■ Stated problem
Within the records below, find each line that holds the string "screenshot", then copy it.

Dataset items

════════

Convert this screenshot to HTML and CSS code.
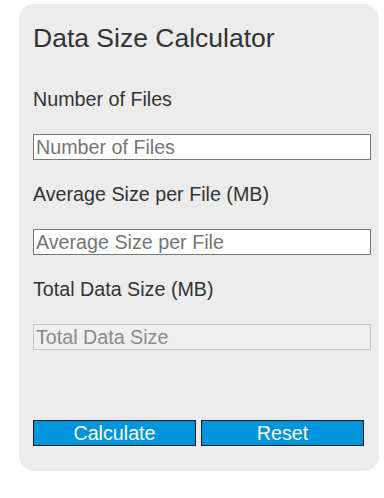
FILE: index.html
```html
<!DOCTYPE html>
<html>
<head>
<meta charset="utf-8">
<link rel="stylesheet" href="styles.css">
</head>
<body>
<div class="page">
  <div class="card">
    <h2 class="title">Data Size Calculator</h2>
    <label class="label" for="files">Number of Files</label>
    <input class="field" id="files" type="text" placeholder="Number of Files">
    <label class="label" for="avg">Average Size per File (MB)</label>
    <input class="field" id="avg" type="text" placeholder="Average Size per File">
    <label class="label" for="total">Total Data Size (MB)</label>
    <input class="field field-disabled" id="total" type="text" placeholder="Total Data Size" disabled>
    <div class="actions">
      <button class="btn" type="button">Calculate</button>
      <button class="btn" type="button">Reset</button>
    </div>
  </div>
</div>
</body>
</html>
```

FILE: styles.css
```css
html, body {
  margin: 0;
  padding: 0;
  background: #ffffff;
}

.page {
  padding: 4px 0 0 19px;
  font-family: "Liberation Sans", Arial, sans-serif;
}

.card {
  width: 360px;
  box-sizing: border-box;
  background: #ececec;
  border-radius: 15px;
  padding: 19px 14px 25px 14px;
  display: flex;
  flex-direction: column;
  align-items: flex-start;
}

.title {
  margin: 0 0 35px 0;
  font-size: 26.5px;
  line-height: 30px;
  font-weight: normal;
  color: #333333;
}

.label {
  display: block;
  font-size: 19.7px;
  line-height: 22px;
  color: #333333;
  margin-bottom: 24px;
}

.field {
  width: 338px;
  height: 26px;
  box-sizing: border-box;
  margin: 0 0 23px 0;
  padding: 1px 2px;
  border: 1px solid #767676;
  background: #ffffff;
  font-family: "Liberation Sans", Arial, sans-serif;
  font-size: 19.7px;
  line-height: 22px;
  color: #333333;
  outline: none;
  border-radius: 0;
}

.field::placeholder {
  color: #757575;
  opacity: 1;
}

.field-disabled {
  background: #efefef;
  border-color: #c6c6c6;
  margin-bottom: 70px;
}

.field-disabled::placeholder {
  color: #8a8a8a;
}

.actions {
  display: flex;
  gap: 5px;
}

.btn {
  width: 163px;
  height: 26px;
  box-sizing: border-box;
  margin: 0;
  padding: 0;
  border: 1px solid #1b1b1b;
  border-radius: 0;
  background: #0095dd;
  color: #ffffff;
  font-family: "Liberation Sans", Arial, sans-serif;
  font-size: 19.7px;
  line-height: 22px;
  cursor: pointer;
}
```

════════

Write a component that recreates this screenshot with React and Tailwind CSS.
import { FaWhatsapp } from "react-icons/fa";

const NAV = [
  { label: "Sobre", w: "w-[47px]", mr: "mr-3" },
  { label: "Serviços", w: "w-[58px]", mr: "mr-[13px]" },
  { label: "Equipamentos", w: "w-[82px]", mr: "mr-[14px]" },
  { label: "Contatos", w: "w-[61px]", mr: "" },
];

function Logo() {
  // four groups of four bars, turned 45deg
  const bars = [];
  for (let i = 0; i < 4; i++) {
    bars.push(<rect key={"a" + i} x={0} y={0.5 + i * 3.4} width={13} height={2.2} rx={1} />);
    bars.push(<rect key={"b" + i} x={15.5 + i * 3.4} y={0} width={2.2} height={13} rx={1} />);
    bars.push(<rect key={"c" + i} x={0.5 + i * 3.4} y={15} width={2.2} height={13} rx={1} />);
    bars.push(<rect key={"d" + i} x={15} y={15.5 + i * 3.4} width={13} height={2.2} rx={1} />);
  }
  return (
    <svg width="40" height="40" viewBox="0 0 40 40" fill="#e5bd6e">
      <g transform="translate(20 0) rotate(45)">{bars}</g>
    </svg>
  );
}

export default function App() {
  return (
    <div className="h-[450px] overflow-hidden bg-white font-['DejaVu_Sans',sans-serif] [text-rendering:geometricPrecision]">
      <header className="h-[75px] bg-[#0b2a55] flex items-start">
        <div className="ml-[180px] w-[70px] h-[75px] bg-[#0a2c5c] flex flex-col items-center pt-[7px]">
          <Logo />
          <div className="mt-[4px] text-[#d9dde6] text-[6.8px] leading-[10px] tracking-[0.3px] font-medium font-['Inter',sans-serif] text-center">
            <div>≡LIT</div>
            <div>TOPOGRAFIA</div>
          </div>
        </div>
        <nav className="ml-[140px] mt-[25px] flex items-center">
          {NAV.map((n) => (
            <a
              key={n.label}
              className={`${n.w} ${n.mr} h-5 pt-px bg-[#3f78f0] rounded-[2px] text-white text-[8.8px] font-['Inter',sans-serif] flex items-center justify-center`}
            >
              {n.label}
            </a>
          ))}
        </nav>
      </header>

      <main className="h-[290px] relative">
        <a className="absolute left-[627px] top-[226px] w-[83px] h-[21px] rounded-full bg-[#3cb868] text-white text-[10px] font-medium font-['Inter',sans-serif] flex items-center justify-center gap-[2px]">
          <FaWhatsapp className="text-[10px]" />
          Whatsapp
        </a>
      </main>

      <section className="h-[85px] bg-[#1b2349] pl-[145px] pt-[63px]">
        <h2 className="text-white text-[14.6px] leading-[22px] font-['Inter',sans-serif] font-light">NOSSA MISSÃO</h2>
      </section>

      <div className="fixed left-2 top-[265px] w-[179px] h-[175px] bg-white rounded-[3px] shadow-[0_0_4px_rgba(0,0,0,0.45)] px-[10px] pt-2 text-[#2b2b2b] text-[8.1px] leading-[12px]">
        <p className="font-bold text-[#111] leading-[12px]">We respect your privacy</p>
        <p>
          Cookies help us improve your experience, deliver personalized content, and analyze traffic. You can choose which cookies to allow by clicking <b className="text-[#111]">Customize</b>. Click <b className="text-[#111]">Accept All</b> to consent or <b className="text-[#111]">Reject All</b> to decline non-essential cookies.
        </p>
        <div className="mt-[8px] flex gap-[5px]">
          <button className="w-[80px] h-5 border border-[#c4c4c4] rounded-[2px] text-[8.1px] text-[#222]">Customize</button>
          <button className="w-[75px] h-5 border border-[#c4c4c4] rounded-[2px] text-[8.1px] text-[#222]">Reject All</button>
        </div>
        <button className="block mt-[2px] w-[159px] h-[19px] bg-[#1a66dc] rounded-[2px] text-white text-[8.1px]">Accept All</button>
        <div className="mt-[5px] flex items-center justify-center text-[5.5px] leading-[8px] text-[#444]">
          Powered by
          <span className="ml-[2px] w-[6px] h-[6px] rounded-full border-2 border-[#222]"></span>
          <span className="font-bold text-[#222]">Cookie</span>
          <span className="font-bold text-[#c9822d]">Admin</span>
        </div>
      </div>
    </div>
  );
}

════════

■ Output of the task
Convert this screenshot to HTML and CSS code.
Write a component that recreates this screenshot with React and Tailwind CSS.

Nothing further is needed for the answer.